La libertad se devolvía, sí, pero envuelta en desconfianza. El poder no olvidaba. Y no perdonaba del todo.

Y entonces, cuando los estudiantes, aún heridos, reconocieron públicamente al rector Santos A. Dominici —ese hombre que no se quebró, que respondió con la verdad y que no temió firmar la inocencia de los suyos—, lo declararon Benemérito. Fue su acto final de rebeldía moral: exaltar al civil frente al militar, a la conciencia frente a la orden, al rector frente al presidente.

Castro, con el ego herido y el cálculo intacto, no podía quedarse sin el último movimiento. El 27 de mayo, firmó otro decreto: los estudiantes expulsados podrían reincorporarse… pero no ahora. Solo en el próximo año escolar.

Era una tregua pospuesta. Una amnistía condicional. El castigo no se anulaba, se difuminaba en el tiempo.

Y aún más: para regresar, no bastaba la voluntad, ni la resolución del conflicto. Habría que rendir examen individual. Y no cualquier examen. Había que obtener la calificación de “distinguido”. Un aprobado no bastaba. La obediencia ahora se medía en excelencia. Como si el mérito académico pudiera fungir de penitencia política.

Aquel gesto —envuelto en pedagogía severa, en el moralismo de los salones y la altivez de los escribientes oficialistas— no era una concesión. Era una advertencia. Una lección. El poder no se contentaba con doblegar: pretendía educar sin lograrlo. Quería ver al vencido arrodillarse y, de paso, sacar buenas notas.

Pero lo que Castro no entendía, o fingía no entender, era que esa juventud ya había pasado el examen más difícil. No en los salones, sino en las calles. No ante el catedrático, sino ante la historia.

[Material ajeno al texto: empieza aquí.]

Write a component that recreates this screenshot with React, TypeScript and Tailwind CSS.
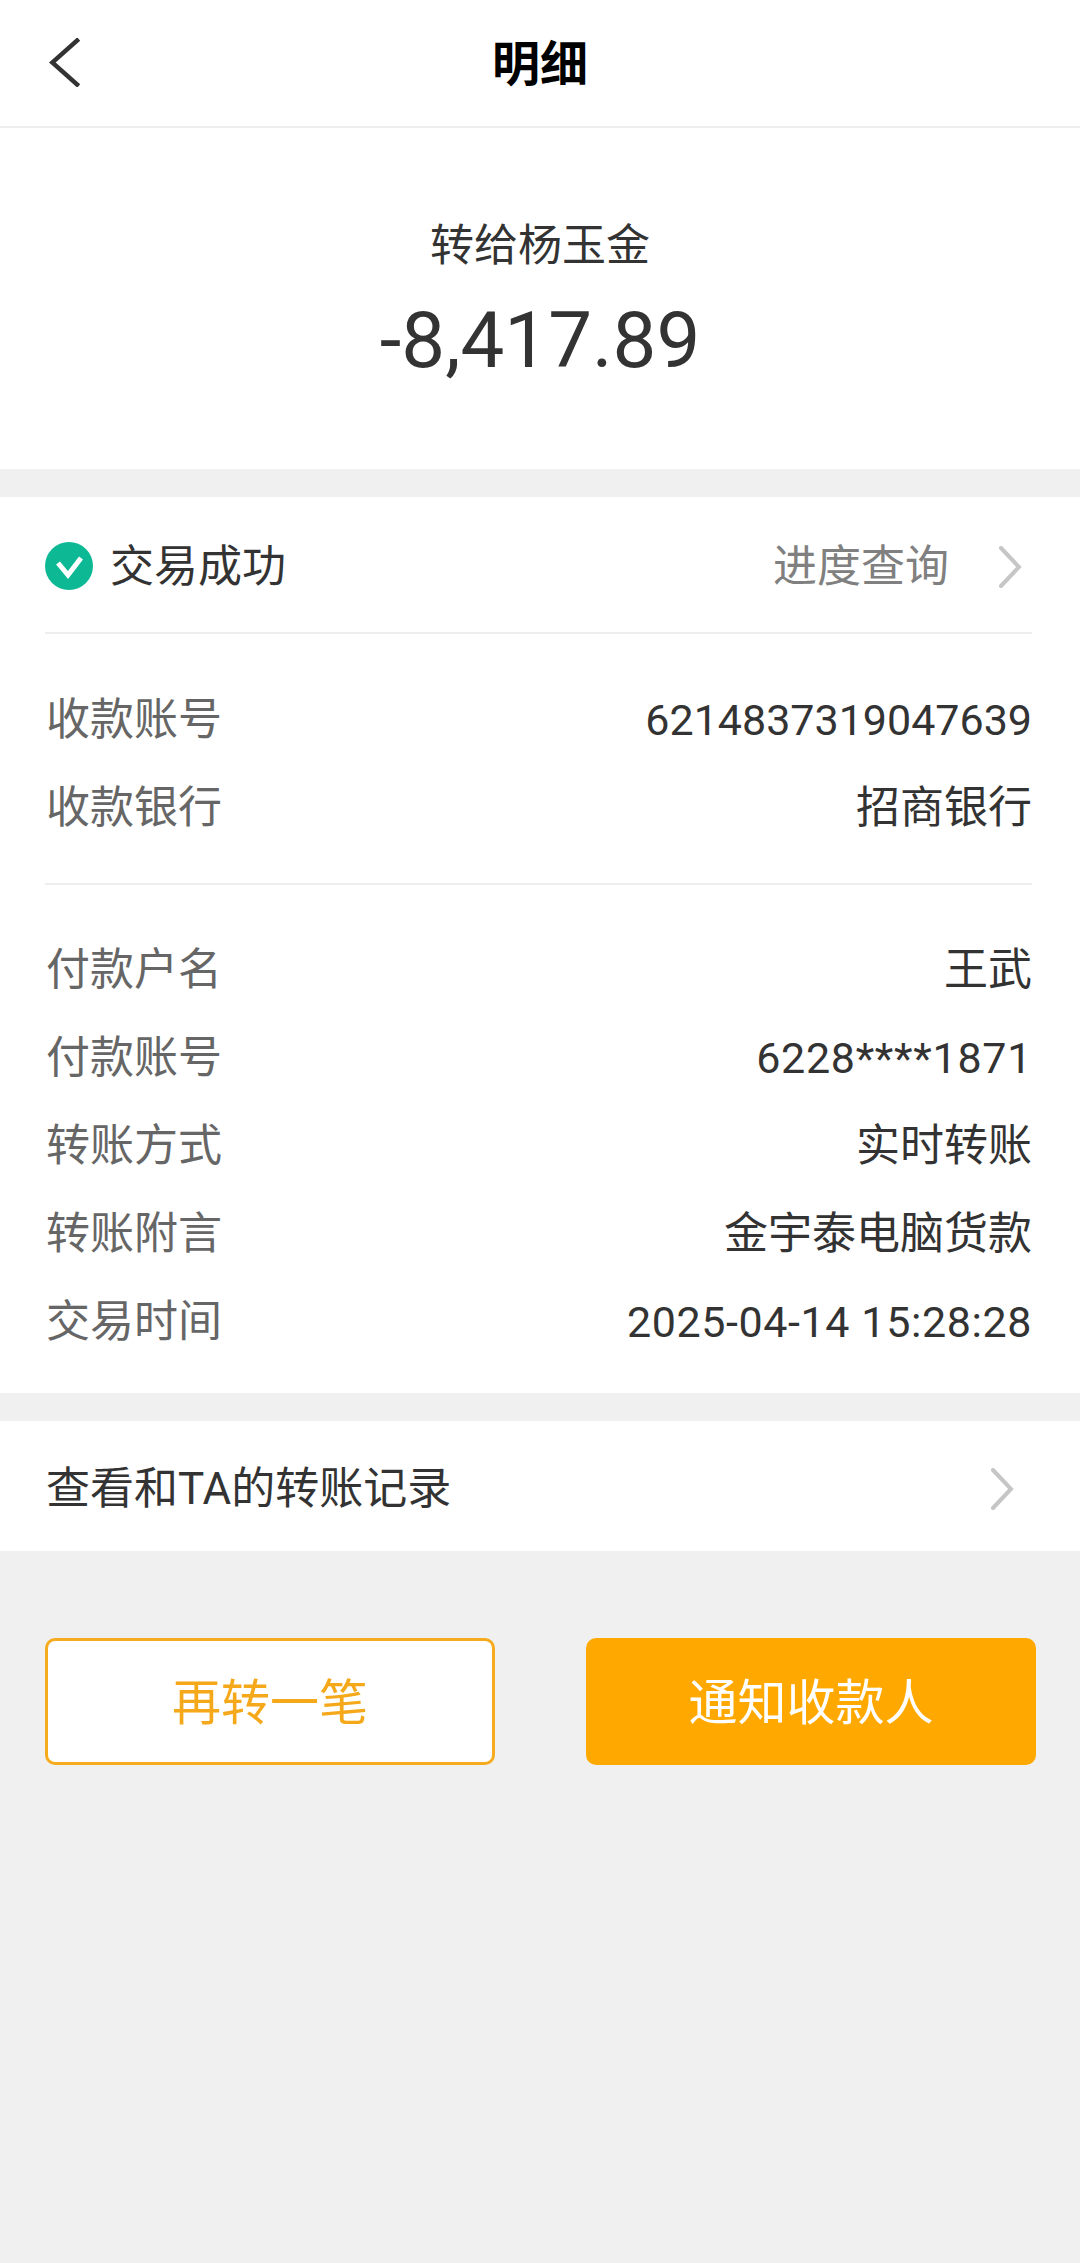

Porque aquellos estudiantes, expulsados, ridiculizados, condicionados, habían dejado en la conciencia nacional una pregunta que no se borraría: ¿qué república es ésta que encierra a sus jóvenes por pensar, por hablar, por acompañar?

Y aunque regresaran en silencio, uno a uno, aunque rindieran exámenes y obtuvieran “distinguido”, algo ya había cambiado. La dignidad no se anula por decreto. Y la universidad —esa vieja, terca institución donde el pensamiento se afila y la libertad se aprende— había sobrevivido.